Search warrant documents used by special counsel Robert Mueller’s investigators reveal how agents zeroed in on potential criminal activity related to Paul Manafort’s time as Donald Trump’s campaign chairman.
The documents, used to obtain a search warrant in building the case against Manafort, were revealed in a court filing late Monday night. Manafort has pleaded not guilty in two federal cases, and the charges he faces do not include allegations about his time on the campaign.
The search warrant makes clear — despite recent criticisms from the White House and others that the pursuit of Manafort was not connected to Trump or the 2016 election — that Mueller is also focused on actions connected to the campaign.
Investigators in a search warrant application last July told a judge in Virginia that they sought evidence related to Manafort’s interactions with a Russian real estate magnate and were suspicious of possible campaign finance violations.
Specifically, the investigators sought from Manafort’s apartment records “involving any of the attendees of the June 9, 2016, meeting at Trump Tower” and anything involving Aras and Emin Agalarov, an Azerbaijani-Russian billionaire and his son tied to the meeting, the 2013 Miss Universe pageant in Moscow and to a possible earlier unsuccessful attempt to build a Trump Tower in Moscow.
Manafort attended the meeting, which was facilitated by the Agalarovs and attended by their publicist and an employee of their company, and a Russian lawyer who was believed to be bringing revealing information about Hillary Clinton. Manafort was in the meeting, along with Donald Trump Jr. and Jared Kushner.
CNN has reached out to the Agalarovs’ attorney.
It follows the disclosure last week that in August 2017, Deputy Attorney General Rod Rosenstein outlined for the special counsel that he could investigate Manafort for payments from Ukrainian politicians but also allegations that Manafort was “colluding with Russian government officials” to interfere in the 2016 presidential election.
An FBI agent’s affidavit included in the paperwork also describes how investigators had probable cause to search for evidence related to several crimes with which Manafort was eventually charged, like foreign lobbying, tax and banking violations.
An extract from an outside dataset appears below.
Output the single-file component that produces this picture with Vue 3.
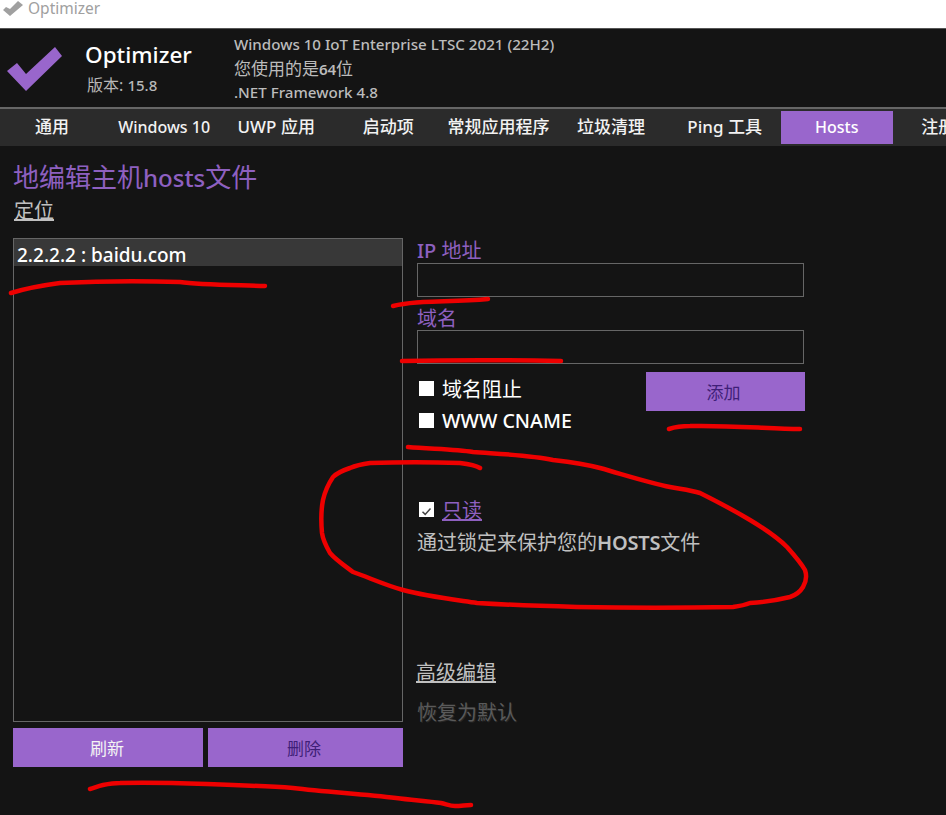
<script setup>
const tabs = ['通用', 'Windows 10', 'UWP 应用', '启动项', '常规应用程序', '垃圾清理', 'Ping 工具', 'Hosts', '注册表']
const strokes = [
  'M11 293 C30 287 45 285 60 283 C100 281 150 281 180 282 C200 285 240 285 265 286',
  'M393 306 C405 303 412 303 423 302 C445 301 465 301 488 299',
  'M402 361 C450 360 510 360 561 361',
  'M669 429 C675 427 682 426 690 426 C730 425 770 429 800 429',
  'M408 447 C430 449 455 449 473 452 C500 454 530 455 553 460 C570 462 585 464 600 468 C625 475 650 483 670 487 C680 489 690 490 700 493 C718 502 735 511 750 520 C765 529 777 537 787 547 C795 556 801 563 805 570 C807 576 806 582 803 587 C800 592 796 595 790 597 C778 600 765 602 750 603 C745 605 740 606 733 607 C680 608 630 608 577 607 C540 606 510 605 477 603 C450 599 425 596 403 590 C385 585 370 578 353 572 C345 566 336 560 330 553 C326 546 323 540 322 533 C321 522 321 510 323 500 C325 491 329 483 333 477 C338 472 344 470 350 468 C357 465 363 464 370 463 C400 462 430 462 460 463 C468 464 475 465 480 468',
  'M90 789 C94 788 98 786 103 785 C108 784 113 783 120 783 C149 782 178 783 207 784 C236 785 264 786 293 788 C327 792 362 794 396 798 C411 800 426 801 441 803 C446 804 450 806 455 806 C461 806 466 805 471 805'
]
</script>

<template>
  <div class="app">
    <div class="titlebar">
      <svg class="title-icon" width="20" height="16" viewBox="0 0 20 16">
        <polygon points="0,9 3,6 7,8 15,0 20,4 7,15" fill="#a0a0a0" />
      </svg>
      <span>Optimizer</span>
    </div>

    <header class="header">
      <svg class="logo" width="56" height="46" viewBox="0 0 56 46">
        <polygon points="0,25 10,17 19,28 48,1 55,10 19,45" fill="#9966cc" />
      </svg>
      <div class="brand">
        <div class="brand-name">Optimizer</div>
        <div class="brand-version">版本: <b class="latin">15.8</b></div>
      </div>
      <div class="info">
        <div class="latin">Windows 10 IoT Enterprise LTSC 2021 (22H2)</div>
        <div class="info-cjk">您使用的是<b class="strong info-num">64</b>位</div>
        <div class="latin">.NET Framework 4.8</div>
      </div>
    </header>

    <nav class="tabs">
      <div v-for="tab in tabs" :key="tab" class="tab" :class="{ active: tab === 'Hosts' }">{{ tab }}</div>
    </nav>

    <main class="content">
      <h1 class="heading">地编辑主机<span class="heading-latin">hosts</span>文件</h1>
      <a class="locate">定位</a>
      <div class="columns">
        <section class="left">
          <div class="list">
            <div class="list-item">2.2.2.2 : baidu.com</div>
          </div>
          <div class="list-actions">
            <button class="btn refresh">刷新</button>
            <button class="btn remove">删除</button>
          </div>
        </section>
        <section class="right">
          <label class="field-label first"><b class="latin">IP</b> 地址</label>
          <div class="input"></div>
          <label class="field-label second">域名</label>
          <div class="input"></div>
          <div class="options">
            <div class="checks">
              <div class="check-row"><span class="box"></span><span>域名阻止</span></div>
              <div class="check-row"><span class="box"></span><b class="latin cname">WWW CNAME</b></div>
            </div>
            <button class="btn add">添加</button>
          </div>
          <div class="readonly">
            <span class="box">
              <svg width="15" height="15" viewBox="0 0 15 15">
                <path d="M3.5 7.8 L6.2 10.4 L11.5 4.6" fill="none" stroke="#444" stroke-width="1.5" />
              </svg>
            </span>
            <a class="readonly-link">只读</a>
          </div>
          <p class="desc">通过锁定来保护您的<b class="strong">HOSTS</b>文件</p>
          <a class="advanced">高级编辑</a>
          <div class="restore">恢复为默认</div>
        </section>
      </div>
    </main>

    <svg class="ink" width="946" height="815" viewBox="0 0 946 815">
      <path v-for="(d, i) in strokes" :key="i" :d="d" fill="none" stroke="#ee0000" stroke-width="4.5" stroke-linecap="round" stroke-linejoin="round" />
    </svg>
  </div>
</template>

<style scoped>
.app {
  position: relative;
  width: 946px;
  height: 815px;
  overflow: hidden;
  background: #141414;
  color: #c4c4c4;
  font-family: "Noto Sans", "Noto Sans CJK SC", sans-serif;
}
.latin { font-weight: 500; }
.strong { font-weight: 600; letter-spacing: -0.2px; }
.titlebar {
  display: flex;
  align-items: flex-start;
  gap: 5px;
  height: 28px;
  box-sizing: border-box;
  padding: 0 0 0 3px;
  background: #fff;
  color: #a0a0a0;
  font-size: 15.5px;
  line-height: 17px;
}
.title-icon { margin-top: 1px; }
.header {
  display: flex;
  align-items: flex-start;
  height: 81px;
  box-sizing: border-box;
  border-top: 1px solid #555;
  border-bottom: 2px solid #666;
  background: #141414;
}
.logo { margin: 17px 0 0 7px; flex: none; }
.brand { margin: 11px 0 0 22px; width: 149px; flex: none; }
.brand-name { font-size: 22.5px; line-height: 30px; color: #fff; font-weight: 500; }
.brand-version { font-size: 16px; line-height: 24px; color: #b8b8b8; margin: 3px 0 0 2px; }
.brand-version .latin { font-size: 15px; }
.info { margin-top: 3px; font-size: 15.15px; line-height: 24px; color: #bcbcbc; white-space: nowrap; }
.info-cjk { font-size: 17px; line-height: 25px; height: 24px; }
.info-num { font-size: 15.15px; }
.tabs {
  display: flex;
  height: 37px;
  margin-left: -4px;
  background: #2b2b2b;
  align-items: center;
  width: 1100px;
}
.tab {
  flex: none;
  width: 112.1px;
  height: 33px;
  line-height: 32px;
  text-align: center;
  font-size: 17px;
  color: #f2f2f2;
  font-weight: 500;
  white-space: nowrap;
  box-sizing: border-box;
}
.tab:nth-child(2), .tab:nth-child(8) { font-size: 16px; }
.tab:nth-child(5) { padding-right: 4px; }
.tab:nth-child(6) { padding-right: 3px; }
.tab:nth-child(9) { padding-right: 4px; }
.tab.active { background: #9966cc; color: #fff; }
.content { padding: 14px 0 0 13px; }
.heading {
  margin: 0;
  font-size: 26px;
  line-height: 34px;
  font-weight: 400;
  color: #8e60c0;
}
.heading-latin { font-weight: 500; font-size: 24px; }
.locate {
  display: block;
  width: fit-content;
  margin: 2px 0 0 1px;
  font-size: 20px;
  line-height: 28px;
  text-decoration: underline;
  color: #c0c0c0;
}
.columns { display: flex; gap: 13px; margin-top: 13px; }
.left { width: 390px; flex: none; }
.list {
  height: 484px;
  box-sizing: border-box;
  border: 1px solid #666;
}
.list-item {
  height: 27px;
  line-height: 32px;
  padding-left: 3px;
  background: #383838;
  color: #fff;
  font-size: 19px;
  font-weight: 500;
}
.list-actions { display: flex; gap: 5px; margin-top: 6px; }
.btn {
  border: 0;
  padding: 0;
  background: #9966cc;
  font-family: inherit;
  font-size: 17px;
  height: 39px;
}
.refresh { width: 190px; color: #f4f4f4; padding-right: 2px; }
.remove { width: 195px; color: #3f1f78; padding-right: 3px; }
.right { width: 392px; flex: none; padding-left: 1px; box-sizing: border-box; }
.field-label { display: block; font-size: 20px; color: #8e60c0; line-height: 26px; }
.first { height: 25px; }
.second { margin-top: 9px; height: 24px; }
.input {
  width: 387px;
  height: 34px;
  box-sizing: border-box;
  border: 1px solid #666;
}
.options { display: flex; justify-content: space-between; margin-top: 8px; width: 388px; }
.check-row {
  display: flex;
  align-items: center;
  gap: 8px;
  height: 32px;
  margin-left: 2px;
  font-size: 20px;
  color: #fff;
}
.cname { font-size: 19.6px; }
.add { width: 159px; color: #3f1f78; padding-right: 4px; }
.box {
  display: block;
  flex: none;
  width: 15px;
  height: 15px;
  background: #fff;
}
.readonly { display: flex; align-items: center; gap: 8px; margin: 57px 0 0 2px; height: 32px; }
.readonly-link { font-size: 20px; color: #8e60c0; text-decoration: underline; }
.desc { margin: 4px 0 0; font-size: 20px; line-height: 28px; color: #c0c0c0; }
.advanced {
  display: block;
  width: fit-content;
  margin-top: 102px;
  font-size: 20px;
  line-height: 28px;
  margin-left: -1px;
  color: #c0c0c0;
  text-decoration: underline;
}
.restore {
  margin-top: 12px;
  font-size: 20px;
  line-height: 28px;
  color: #5a5a5a;
  text-shadow: 1px 1px 0 #262626;
}
.ink { position: absolute; left: 0; top: 0; pointer-events: none; }
</style>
Yet there’s one possible crime listed on the affidavit he hasn’t been charged with, and that could point to the core of the current probe: violations of the foreign contribution ban. That law bars foreign nationals from donating “directly or indirectly” to US elections, campaigns and political parties and also prohibits people in the US from receiving those contributions. CNN reported last week that Mueller’s investigators have looked into the possibility that wealthy Russians funneled money into the presidential election.
Twenty-seven pages of the affidavit that follow the description of crimes under investigation are blacked out, indicative of redactions needed to protect the ongoing investigation.
The search warrant paperwork was made public as Manafort argues that the seizure of all the computers and electronics in his Alexandria, Virginia, apartment was too broad. He says the search gave the investigators access to devices that might not have been used in his suspected crimes, according to the filing. For instance, they grabbed an Apple iPod Touch and old electronics in a junk drawer, he said.
Manafort is asking a judge to throw out evidence collected during the raid, and also says the special counsel’s office has violated his Fourth Amendment rights by not returning to him items they seized that were unrelated to the investigation.
The investigation team sought a laundry list of data, including interactions between Manafort and his family and close associates, financial records and purchases of luxury suits, rugs and watches.
Manafort previously took issue in court with a search of his storage locker in Virginia, which contained boxes of business records.
The illumination of the July raid of Manafort’s home, which became public days after it happened, happens hours after prosecutors in New York, separate from Mueller, swept the belongings of Michael Cohen, Trump’s personal attorney.